Developing countries cannot face severe constraints on their economies and the current project-by-project structure of the CDM is too costly, restrictive and bureaucratic to effectively include developing nations in climate change policy on the long term. How do you get the developing countries to participate so as to get full access to the global carbon market?
The answer is, obviously, to make it in their financial interest to do so. There are ways of doing that. One of the ways is through a meaningful international program such as a cap-and-trade mechanism in which they would have allocations larger than their emissions, so that they’re essentially paid to participate through technology transfer from the industrialized world to the developing world.
Developing nations must come under a cap and have a cap-and-trade system; otherwise they will not have full access to the global carbon market. The other option is to continue to have this one way participation through something like the CDM (Clean Development Mechanism). The CDM has some flaws to it and there are ways in which it can be improved, it ought to be improved, but eventually those developing countries have to graduate from the CDM to full participation.
Mihai Stoica: What would be the best strategy to be implemented for a long-term emissions reduction plan, with minimal loss to the global GDP (Gross Domestic Product)?
Robert Stavins: A cap-and-trade system of some kind is the most likely of the feasible alternatives to achieve targets at a minimum cost. What you also have to do is to put in place public policies that provide incentives for the private market, to find solutions for new technologies.
Mihai Stoica: What are the main issues to be taken in consideration for a post-Kyoto international climate policy?
Robert Stavins: I think the issues identified at the UN summit were appropriate: you have to figure out ways of including developing countries, of financing adaptation, including retarded deforestation etc. These are all important issues that have to be tackled in the years ahead. We also have a major project, the Harvard Project on International Climate Agreements and over the next two years we’re working with a number of countries in the world to try to help identify what are the best design elements for the post-Kyoto climate agreement.
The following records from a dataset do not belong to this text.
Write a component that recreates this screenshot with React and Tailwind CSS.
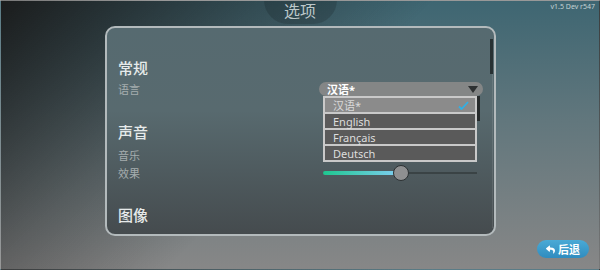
import { FaReply } from "react-icons/fa";

const cjk = "font-['Noto_Sans','Noto_Sans_CJK_SC',sans-serif]";

function Dropdown() {
  const items = ["English", "Français", "Deutsch"];
  return (
    <div className="relative w-[164px] h-[14px]">
      <div className="h-[14px] rounded-full bg-[#848686] flex items-center pl-[8px] pr-[5px]">
        <span className="text-[11px] leading-none font-bold text-white">汉语*</span>
        <svg className="ml-auto" width="10" height="7" viewBox="0 0 10 7">
          <polygon points="0,0 10,0 5,7" fill="#2e3132" />
        </svg>
      </div>

      {/* open list */}
      <div className="absolute left-[4px] top-[14px] w-[154px] z-10">
        <div className="bg-[#c9c9c9] p-[2px] flex flex-col gap-[2px]">
          <div className="h-[14px] bg-[#8b8b8b] flex items-center pl-[8px] pr-[6px]">
            <span className="text-[11px] leading-none text-[#d8d8d8]">汉语*</span>
            <svg className="ml-auto" width="11" height="9" viewBox="0 0 11 9">
              <path d="M1 5.5 L3.5 8 L10 1" stroke="#2fb0e6" strokeWidth="1.8" fill="none" />
            </svg>
          </div>
          {items.map((it) => (
            <div key={it} className="h-[14px] bg-[#5a5a5a] flex items-center pl-[8px]">
              <span className="text-[11px] leading-none text-[#dddddd]">{it}</span>
            </div>
          ))}
        </div>
        <div className="absolute -right-[3px] top-0 w-[3px] h-[25px] bg-[#262a2b]" />
      </div>
    </div>
  );
}

function Slider() {
  return (
    <div className="relative w-[164px] h-[16px] flex items-center">
      <div className="ml-[4px] w-[154px] h-[2px] bg-[#3a4345] relative">
        <div className="absolute left-0 -top-[1px] h-[4px] w-[72px] rounded-full bg-[linear-gradient(90deg,#1ec78f,#7acdec)]" />
      </div>
      <div className="absolute left-[74px] top-0 w-[16px] h-[16px] rounded-full bg-[#8f9091] border border-[#2c3133]" />
    </div>
  );
}

export default function App() {
  return (
    <div
      className={`relative w-[600px] h-[270px] overflow-hidden border border-white/15 ${cjk} bg-[linear-gradient(135deg,rgba(26,26,26,0.97)_0%,rgba(26,26,26,0.35)_30%,rgba(26,26,26,0)_50%),linear-gradient(180deg,#3e6672_0%,#62777d_45%,#878787_100%)]`}
    >
      <div className="absolute top-[2px] right-[4px] text-[7px] leading-none text-[#c3d2d4]">v1.5 Dev r547</div>

      <div className="flex justify-center">
        <div className="w-[73px] h-[24px] -mt-px rounded-b-[36px] bg-black/15 flex items-start justify-center pt-[1px]">
          <span className="text-[16px] leading-[20px] text-[#bcc7c9]">选项</span>
        </div>
      </div>

      <div className="ml-[104px] mt-[2px] w-[391px] h-[210px] rounded-[10px] border-2 border-[#b3babc] bg-[linear-gradient(180deg,#566a70_0%,#586a6f_40%,#454b4e_100%)] relative">
        <div className="absolute right-[1px] top-[11px] bottom-[6px] w-px bg-white/10" />
        <div className="absolute right-[1px] top-[11px] w-[3px] h-[35px] bg-[#283133]" />

        <div className="pl-[11px] pt-[30px]">
          <div className="text-[15px] leading-[20px] text-[#e6eaea] font-medium">常规</div>

          <div className="mt-[4px] flex items-center h-[14px]">
            <div className="w-[201px] text-[11px] leading-none text-[#a5adae]">语言</div>
            <Dropdown />
          </div>

          <div className="mt-[26px] text-[15px] leading-[20px] text-[#e6eaea] font-medium">声音</div>

          <div className="mt-[6px] flex items-center h-[14px]">
            <div className="w-[201px] text-[11px] leading-none text-[#a5adae]">音乐</div>
          </div>

          <div className="mt-[3px] flex items-center h-[16px]">
            <div className="w-[201px] text-[11px] leading-none text-[#a5adae]">效果</div>
            <Slider />
          </div>

          <div className="mt-[24px] text-[15px] leading-[20px] text-[#e6eaea] font-medium">图像</div>
        </div>
      </div>

      <div className="flex justify-end pr-[10px] mt-[4px]">
        <div className="w-[52px] h-[18px] rounded-full bg-[linear-gradient(180deg,#4aaad6,#2f8cbf)] flex items-center justify-center gap-[3px]">
          <FaReply className="text-white w-[9px] h-[9px]" />
          <span className="text-[11px] leading-none font-bold text-white">后退</span>
        </div>
      </div>
    </div>
  );
}
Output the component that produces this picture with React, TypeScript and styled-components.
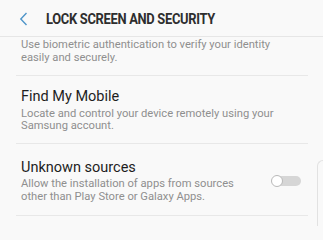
import styled, { createGlobalStyle } from "styled-components";
import { FC } from "react";

const GlobalStyle = createGlobalStyle`
    html, body {
        margin: 0;
        padding: 0;
        background: #f9f9f9;
    }
    * {
        box-sizing: border-box;
    }
`;

const App: FC = () => {
    return (
        <>
            <GlobalStyle />
            <Screen>
                <Header>
                    <BackButton>
                        <svg width="9" height="14" viewBox="0 0 9 14">
                            <path d="M7.5 1 L1.8 7 L7.5 13" fill="none" stroke="#4f95c9" strokeWidth="1.4" />
                        </svg>
                    </BackButton>
                    <Title>LOCK SCREEN AND SECURITY</Title>
                </Header>
                <List>
                    <Item $top={2} $bottom={11}>
                        <ItemText>
                            <Description>
                                Use biometric authentication to verify your identity
                                <br />
                                easily and securely.
                            </Description>
                        </ItemText>
                    </Item>
                    <Item $top={12} $bottom={10.5}>
                        <ItemText>
                            <ItemTitle>Find My Mobile</ItemTitle>
                            <Description>
                                Locate and control your device remotely using your
                                <br />
                                Samsung account.
                            </Description>
                        </ItemText>
                    </Item>
                    <Item $top={14.5} $bottom={12}>
                        <ItemText>
                            <ItemTitle>Unknown sources</ItemTitle>
                            <Description>
                                Allow the installation of apps from sources
                                <br />
                                other than Play Store or Galaxy Apps.
                            </Description>
                        </ItemText>
                        <Switch>
                            <Knob />
                        </Switch>
                    </Item>
                </List>
                <PeekPanel />
            </Screen>
        </>
    );
};

const Screen = styled.div`
    position: relative;
    width: 323px;
    height: 226px;
    overflow: hidden;
    background: #f9f9f9;
    font-family: Roboto, "Liberation Sans", sans-serif;
`;

const Header = styled.div`
    height: 37px;
    display: flex;
    align-items: center;
    padding-left: 19px;
    border-bottom: 1px solid #e6e6e6;
`;

const BackButton = styled.div`
    width: 9px;
    height: 14px;
    display: flex;
    margin-right: 18px;
    margin-top: 1px;
`;

const Title = styled.div`
    font-size: 15px;
    font-weight: 700;
    color: #2e2e2e;
    letter-spacing: -0.35px;
    transform: scaleX(0.86);
    transform-origin: left center;
    white-space: nowrap;
    margin-top: 1px;
`;

const List = styled.div`
    display: flex;
    flex-direction: column;
    padding: 0 15px 0 16px;
`;

const Item = styled.div<{ $top: number; $bottom: number }>`
    display: flex;
    align-items: center;
    padding: ${(p) => p.$top}px 7px ${(p) => p.$bottom}px 5px;
    border-bottom: 1px solid #e8e8e8;
`;

const ItemText = styled.div`
    flex: 1;
    display: flex;
    flex-direction: column;
    gap: 2.5px;
`;

const ItemTitle = styled.div`
    font-size: 14.5px;
    line-height: 17px;
    color: #1e1e1e;
`;

const Description = styled.div`
    font-size: 11.2px;
    line-height: 12.5px;
    color: #8f8f8f;
    white-space: nowrap;
`;

const Switch = styled.div`
    position: relative;
    width: 28px;
    height: 10px;
    border-radius: 5px;
    background: #d6d6d6;
`;

const Knob = styled.div`
    position: absolute;
    left: -2px;
    top: -1px;
    width: 12px;
    height: 12px;
    border-radius: 50%;
    background: #ffffff;
    border: 1px solid #b9b9b9;
`;

const PeekPanel = styled.div`
    position: absolute;
    left: 317px;
    top: 160px;
    width: 20px;
    height: 80px;
    border-left: 1px solid #e2e2e2;
    border-top: 1px solid #e2e2e2;
    border-top-left-radius: 6px;
`;

export default App;
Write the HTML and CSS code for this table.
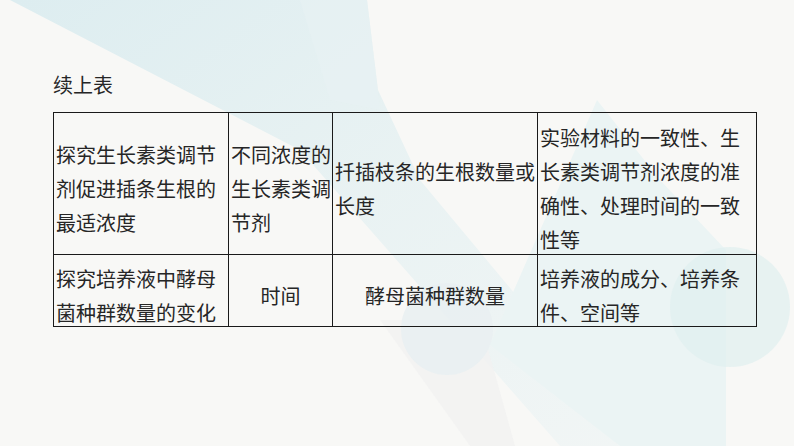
FILE: index.html
```html
<!DOCTYPE html>
<html lang="zh-CN">
<head>
<meta charset="utf-8">
<title>续上表</title>
<link rel="stylesheet" href="styles.css">
</head>
<body>
<div class="slide">
  <svg class="deco" width="794" height="446" viewBox="0 0 794 446" aria-hidden="true">
    <defs>
      <linearGradient id="band" x1="0" y1="0" x2="1" y2="1">
        <stop offset="0" stop-color="#d8ebef"/>
        <stop offset="0.5" stop-color="#e6f1f2"/>
        <stop offset="1" stop-color="#f0f5f5"/>
      </linearGradient>
    </defs>
    <polygon points="10,0 367,0 378,90 420,180 520,300 620,446 560,446 300,150" fill="url(#band)" opacity="0.85"/>
    <polygon points="300,0 367,0 380,110 330,100" fill="#e8f2f3" opacity="0.6"/>
    <polygon points="597,100 660,180 726,250 726,446 620,446 490,345" fill="#ebf4f4"/>
    <polygon points="380,320 480,320 515,446 470,446" fill="#f1f1f1" opacity="0.8"/>
    <circle cx="447" cy="329" r="46" fill="#e9eff2" opacity="0.9"/>
    <circle cx="730" cy="307" r="60" fill="#dff0ef" opacity="0.7"/>
  </svg>
  <div class="content">
    <p class="caption">续上表</p>
    <table class="grid">
      <colgroup>
        <col class="c1"><col class="c2"><col class="c3"><col class="c4">
      </colgroup>
      <tbody>
        <tr class="r1">
          <td><div class="t">探究生长素类调节<br>剂促进插条生根的<br>最适浓度</div></td>
          <td><div class="t">不同浓度的<br>生长素类调<br>节剂</div></td>
          <td><div class="t">扦插枝条的生根数量或<br>长度</div></td>
          <td><div class="t">实验材料的一致性、生<br>长素类调节剂浓度的准<br>确性、处理时间的一致<br>性等</div></td>
        </tr>
        <tr class="r2">
          <td><div class="t">探究培养液中酵母<br>菌种群数量的变化</div></td>
          <td class="mid"><div class="t">时间</div></td>
          <td class="mid"><div class="t">酵母菌种群数量</div></td>
          <td><div class="t">培养液的成分、培养条<br>件、空间等</div></td>
        </tr>
      </tbody>
    </table>
  </div>
</div>
</body>
</html>
```

FILE: styles.css
```css
html, body {
  margin: 0;
  padding: 0;
}

body {
  background: #f8f8f6;
  font-family: "Noto Sans CJK SC", "Noto Sans", sans-serif;
  color: #262626;
}

.slide {
  position: relative;
  width: 794px;
  height: 446px;
  overflow: hidden;
  background: #f8f8f6;
}

.deco {
  position: absolute;
  left: 0;
  top: 0;
}

.content {
  position: relative;
  padding: 67px 0 0 53px;
}

.caption {
  margin: 0 0 10px 0;
  font-size: 20px;
  line-height: 35px;
  height: 35px;
}

.grid {
  border-collapse: collapse;
  table-layout: fixed;
  width: 703px;
  font-size: 20px;
  line-height: 34px;
}

.grid .c1 { width: 175px; }
.grid .c2 { width: 104px; }
.grid .c3 { width: 205px; }
.grid .c4 { width: 219px; }

.grid td {
  border: 1px solid #1a1a1a;
  padding: 0 0 0 2px;
  vertical-align: middle;
  white-space: nowrap;
}

.grid td.mid {
  text-align: center;
  padding: 0;
}

.grid .t {
  margin-top: 5px;
  margin-bottom: -5px;
}

.grid .r1 td { height: 141px; }
.grid .r2 td { height: 71px; }
```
Mihai Stoica: Do you think the United States will fully cooperate during the next climate negotiations?
Robert Stavins: The US is cooperating, but it doesn’t mean that the US will take a position that the EU will be happy with. To say you cooperate it doesn’t mean you agree, so the US and the EU may have different positions and a different approach for the post-2012 framework.
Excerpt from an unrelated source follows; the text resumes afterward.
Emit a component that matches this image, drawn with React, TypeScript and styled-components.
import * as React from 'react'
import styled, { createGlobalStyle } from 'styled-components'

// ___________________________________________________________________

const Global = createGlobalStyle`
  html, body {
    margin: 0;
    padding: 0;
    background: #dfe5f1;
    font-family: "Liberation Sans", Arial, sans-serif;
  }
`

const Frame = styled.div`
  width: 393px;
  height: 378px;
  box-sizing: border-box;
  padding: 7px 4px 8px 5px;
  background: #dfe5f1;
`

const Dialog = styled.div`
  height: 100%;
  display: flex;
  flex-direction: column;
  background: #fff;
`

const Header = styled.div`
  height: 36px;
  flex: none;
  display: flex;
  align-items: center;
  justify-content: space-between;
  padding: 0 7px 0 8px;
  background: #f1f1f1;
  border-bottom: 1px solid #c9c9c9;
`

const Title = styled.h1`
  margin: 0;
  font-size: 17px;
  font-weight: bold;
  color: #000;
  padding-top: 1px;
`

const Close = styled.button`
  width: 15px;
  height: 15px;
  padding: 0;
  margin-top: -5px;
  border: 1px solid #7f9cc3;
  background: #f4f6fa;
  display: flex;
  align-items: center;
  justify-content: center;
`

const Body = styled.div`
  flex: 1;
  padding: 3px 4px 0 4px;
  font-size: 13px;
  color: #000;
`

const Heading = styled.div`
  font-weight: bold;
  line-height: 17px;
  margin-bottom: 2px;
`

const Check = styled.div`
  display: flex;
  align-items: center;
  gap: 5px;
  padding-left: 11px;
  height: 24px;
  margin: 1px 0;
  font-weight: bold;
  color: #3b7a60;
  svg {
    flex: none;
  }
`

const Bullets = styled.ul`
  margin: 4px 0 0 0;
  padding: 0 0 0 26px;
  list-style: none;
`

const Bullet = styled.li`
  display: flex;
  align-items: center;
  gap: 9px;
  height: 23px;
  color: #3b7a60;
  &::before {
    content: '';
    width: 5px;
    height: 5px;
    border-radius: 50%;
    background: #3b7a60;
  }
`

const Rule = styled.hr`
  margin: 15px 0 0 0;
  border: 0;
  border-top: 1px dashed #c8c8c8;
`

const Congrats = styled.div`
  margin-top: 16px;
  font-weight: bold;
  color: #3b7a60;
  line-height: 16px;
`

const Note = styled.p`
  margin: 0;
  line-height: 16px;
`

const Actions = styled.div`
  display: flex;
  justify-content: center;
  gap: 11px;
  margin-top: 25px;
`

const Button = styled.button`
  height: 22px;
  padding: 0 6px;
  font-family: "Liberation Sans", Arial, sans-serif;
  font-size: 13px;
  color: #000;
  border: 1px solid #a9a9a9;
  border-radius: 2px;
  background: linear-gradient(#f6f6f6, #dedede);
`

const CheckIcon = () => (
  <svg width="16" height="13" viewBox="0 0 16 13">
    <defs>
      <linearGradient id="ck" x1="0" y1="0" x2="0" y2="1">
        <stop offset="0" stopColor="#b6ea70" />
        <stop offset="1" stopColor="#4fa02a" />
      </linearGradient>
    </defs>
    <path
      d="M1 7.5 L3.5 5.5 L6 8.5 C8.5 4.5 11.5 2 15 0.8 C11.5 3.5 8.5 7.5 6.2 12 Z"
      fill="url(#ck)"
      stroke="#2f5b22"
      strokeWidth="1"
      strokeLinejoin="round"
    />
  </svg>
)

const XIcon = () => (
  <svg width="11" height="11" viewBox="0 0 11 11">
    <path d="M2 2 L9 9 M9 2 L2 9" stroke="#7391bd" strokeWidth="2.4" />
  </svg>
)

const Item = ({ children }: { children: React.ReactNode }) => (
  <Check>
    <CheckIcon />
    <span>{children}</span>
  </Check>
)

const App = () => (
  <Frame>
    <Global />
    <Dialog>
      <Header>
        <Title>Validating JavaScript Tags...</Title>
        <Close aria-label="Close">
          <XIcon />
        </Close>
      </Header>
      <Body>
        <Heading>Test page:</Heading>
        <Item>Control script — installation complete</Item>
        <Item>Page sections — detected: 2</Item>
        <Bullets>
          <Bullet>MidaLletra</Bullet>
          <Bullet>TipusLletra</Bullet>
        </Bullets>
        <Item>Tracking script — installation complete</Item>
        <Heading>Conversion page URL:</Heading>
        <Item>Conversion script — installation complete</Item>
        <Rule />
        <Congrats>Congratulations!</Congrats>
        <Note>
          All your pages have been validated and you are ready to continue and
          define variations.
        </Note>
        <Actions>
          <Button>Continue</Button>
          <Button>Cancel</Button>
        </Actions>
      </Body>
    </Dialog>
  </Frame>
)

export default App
Mihai Stoica: Are you saying the EU might be asking too much of the US in terms of engagement to fight climate change?
Robert Stavins: I’m not making a judgment about that, I’m just saying the governments will cooperate, but that doesn’t mean the governments will agree. It’s sort of like saying you’re going to play a football match: it says that you are willing to go on the field with the other team and play by the rules; it doesn’t mean that you are going to give up and tell the other team they can win. You still compete and you still have different views. The question is whether or not you get on the field.
Mihai Stoica: Is the US able and willing to change its entire policy, from an economic standpoint, regarding emissions and turn to greener technologies?
Robert Stavins: I don’t want to second guess that. I think the important thing to do is to send economic signals to the market and if it turns out that the best thing to do, according to the market, in 5 years, 10 years, 20 years or 50 years from now is carbon capture and storage, then that’s what happens; if the best thing is bio-fuel production, then that happens. The government can set the playing field in terms of economic incentives, so that the private sector makes the best technological choices. Technological change is, obviously, extremely important to address climate change and what those specific technologies should be, I’m going to leave that up to the market.
Mihai Stoica: You mentioned biofuel. As food turns out to be merely fuel, how will this affect 3rd world countries?
Robert Stavins: In general, it’s important to recognize throughout all of this that developing countries have priorities for economic development, health and education that far exceed their concerns right now regarding climate change. It’s very important to recognize that and to continue to recognize that and I think they’re quite rational in feeling that way. I would feel that way too, if I lived in a country that had a per capita income of 500 dollars per year or less. It’s extremely important that one should not have a mono focus only on climate policy.
If you work for an interest group that only cares about the environment and doesn’t care about the price of food, it doesn’t care about education, doesn’t care about healthcare or anything else for that matter, then you have the luxury of arguing in favor of the most stringent environmental policies. If instead you take a broad view and you’re a responsible citizen, then you have to take into account the fact that other things besides environmental quality matter to people, particularly in developing countries. You a have to have a very balanced view. That’s the perspective of developing countries. That’s actually a perspective that’s shared by economists in the west, whether they’re in Europe or in the United States.
Mihai Stoica: Are you optimistic when looking on to the future of our planet?
Robert Stavins: My optimism or lack of optimism for the future of the planet or the future of society has nothing to do with climate change! My view is that global climate change is something that we will deal with and that probably a hundred years from now it will be viewed as a problem that we dealt with. It will be costly to deal with it, but we will deal with it! There are other problems that I’m less optimistic about, but those are not environmental problems.
Those are problems of the distribution of income, of poverty in developing countries, those are problems of nationalism throughout the world, of splinter groups and hostilities, of lack of human rights. There are other issues that strike me as vastly more worrisome, so when I think about my grandchildren, I don’t worry about what the natural environment is that they’ll be in, I worry much more about the social and the economic environment that they’ll be in on this planet.